Unified Vision and Language Prompt Learning
Yuhang Zang, Wei Li, Kaiyang Zhou, Chen Huang, Chen Change Loy
TL;DR
The paper analyzes the limitations of single-modal prompt tuning for vision-language models and shows inconsistent gains across datasets due to intra-class visual variance and inter-class text variance. It introduces Unified Prompt Tuning (UPT), a multimodal approach that learns a shared set of prompts transformed by a lightweight self-attention module to generate modality-specific prompts for both text and image encoders, with the backbones frozen. Across 11 datasets and settings including few-shot and domain generalization, UPT outperforms text-only and visual-only prompt baselines, often by meaningful margins, and exhibits strong cross-modal alignment.

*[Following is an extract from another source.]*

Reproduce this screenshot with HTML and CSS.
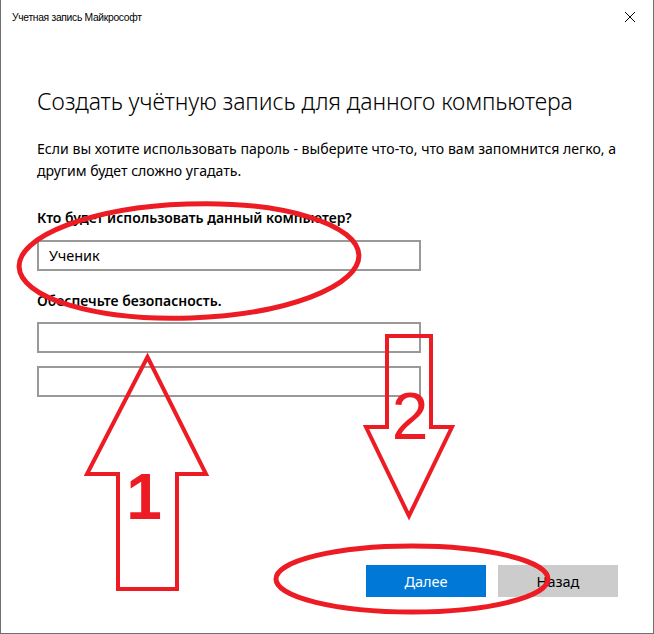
FILE: index.html
```html
<!DOCTYPE html>
<html lang="ru">
<head>
<meta charset="utf-8">
<title>Учетная запись Майкрософт</title>
<link rel="stylesheet" href="styles.css">
</head>
<body>
<div class="window">
  <div class="titlebar">
    <span class="title">Учетная запись Майкрософт</span>
    <span class="close">
      <svg width="12" height="12" viewBox="0 0 12 12"><path d="M1 1 L11 11 M11 1 L1 11" stroke="#000" stroke-width="1"/></svg>
    </span>
  </div>
  <div class="content">
    <h1 class="heading">Создать учётную запись для данного компьютера</h1>
    <p class="intro">Если вы хотите использовать пароль - выберите что-то, что вам запомнится легко, а другим будет сложно угадать.</p>
    <div class="label">Кто будет использовать данный компьютер?</div>
    <div class="field">Ученик</div>
    <div class="label label-sec">Обеспечьте безопасность.</div>
    <div class="field"></div>
    <div class="field field-gap"></div>
  </div>
  <div class="buttons">
    <div class="btn btn-primary">Далее</div>
    <div class="btn btn-secondary">Назад</div>
  </div>
  <svg class="annot" width="654" height="634" viewBox="0 0 654 634">
    <g fill="none" stroke="#ed1c24" stroke-width="4" stroke-linejoin="miter">
      <ellipse cx="189" cy="261" rx="170" ry="57" stroke-width="5" transform="rotate(-2 189 261)"/>
      <polygon points="147.5,357 87,474 118,474 118,589 177,589 177,474 206,474"/>
      <polygon points="387,336 431,336 431,427 452,427 409,516 366,427 387,427"/>
      <ellipse cx="412" cy="579" rx="136" ry="33" stroke-width="5"/>
    </g>
    <text x="144" y="519" class="num num-bold" text-anchor="middle">1</text>
    <text x="410" y="439" class="num" text-anchor="middle">2</text>
  </svg>
</div>
</body>
</html>
```
FILE: styles.css
```css
html, body {
  margin: 0;
  padding: 0;
  background: #fff;
}
.window {
  position: relative;
  width: 652px;
  height: 633px;
  border-left: 1px solid #6f6f6f;
  border-right: 1px solid #6f6f6f;
  border-bottom: 1px solid #6f6f6f;
  display: flex;
  flex-direction: column;
  font-family: "Noto Sans", "Open Sans", sans-serif;
  color: #000;
  overflow: hidden;
}
.titlebar {
  height: 34px;
  display: flex;
  align-items: center;
  justify-content: space-between;
  padding: 0 17px 0 11px;
}
.title {
  font-family: "Liberation Sans", Arial, sans-serif;
  font-size: 10.3px;
  letter-spacing: -0.3px;
}
.close {
  display: flex;
}
.content {
  padding: 0 36px 0 36px;
  display: flex;
  flex-direction: column;
}
.heading {
  margin: 52px 0 0 0;
  font-size: 23px;
  font-weight: 300;
  line-height: 30px;
  letter-spacing: -0.1px;
}
.intro {
  margin: 22px 0 0 0;
  font-size: 14.1px;
  line-height: 22px;
}
.label {
  margin-top: 26px;
  font-size: 13.95px;
  font-weight: 600;
  line-height: 20px;
}
.label-sec {
  margin-top: 20px;
}
.field {
  margin-top: 12px;
  height: 27px;
  border: 2px solid #999;
  font-size: 14.5px;
  line-height: 27px;
  padding-left: 10px;
  box-sizing: content-box;
  width: 370px;
}
.label-sec + .field {
  margin-top: 11px;
}
.field-gap {
  margin-top: 13px;
}
.buttons {
  margin-top: auto;
  margin-bottom: 36px;
  display: flex;
  justify-content: flex-end;
  gap: 12px;
  padding-right: 35px;
}
.btn {
  width: 120px;
  height: 32px;
  line-height: 32px;
  text-align: center;
  font-size: 14.5px;
}
.btn-primary {
  background: #0078d7;
  color: #fff;
}
.btn-secondary {
  background: #cccccc;
  color: #000;
}
.annot {
  position: absolute;
  left: -1px;
  top: 0;
  pointer-events: none;
}
.num {
  font-family: "Liberation Sans", Arial, sans-serif;
  font-size: 66px;
  fill: #ed1c24;
}
.num-bold {
  font-weight: 700;
  font-size: 64px;
}
```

The work underscores the value of multimodal prompt learning and offers a practical, efficient method for adapting large VL models, with public code to facilitate future research.
Abstract
Prompt tuning, a parameter- and data-efficient transfer learning paradigm that tunes only a small number of parameters in a model's input space, has become a trend in the vision community since the emergence of large vision-language models like CLIP. We present a systematic study on two representative prompt tuning methods, namely text prompt tuning and visual prompt tuning. A major finding is that none of the unimodal prompt tuning methods performs consistently well: text prompt tuning fails on data with high intra-class visual variances while visual prompt tuning cannot handle low inter-class variances. To combine the best from both worlds, we propose a simple approach called Unified Prompt Tuning (UPT), which essentially learns a tiny neural network to jointly optimize prompts across different modalities. Extensive experiments on over 11 vision datasets show that UPT achieves a better trade-off than the unimodal counterparts on few-shot learning benchmarks, as well as on domain generalization benchmarks. Code and models will be released to facilitate future research.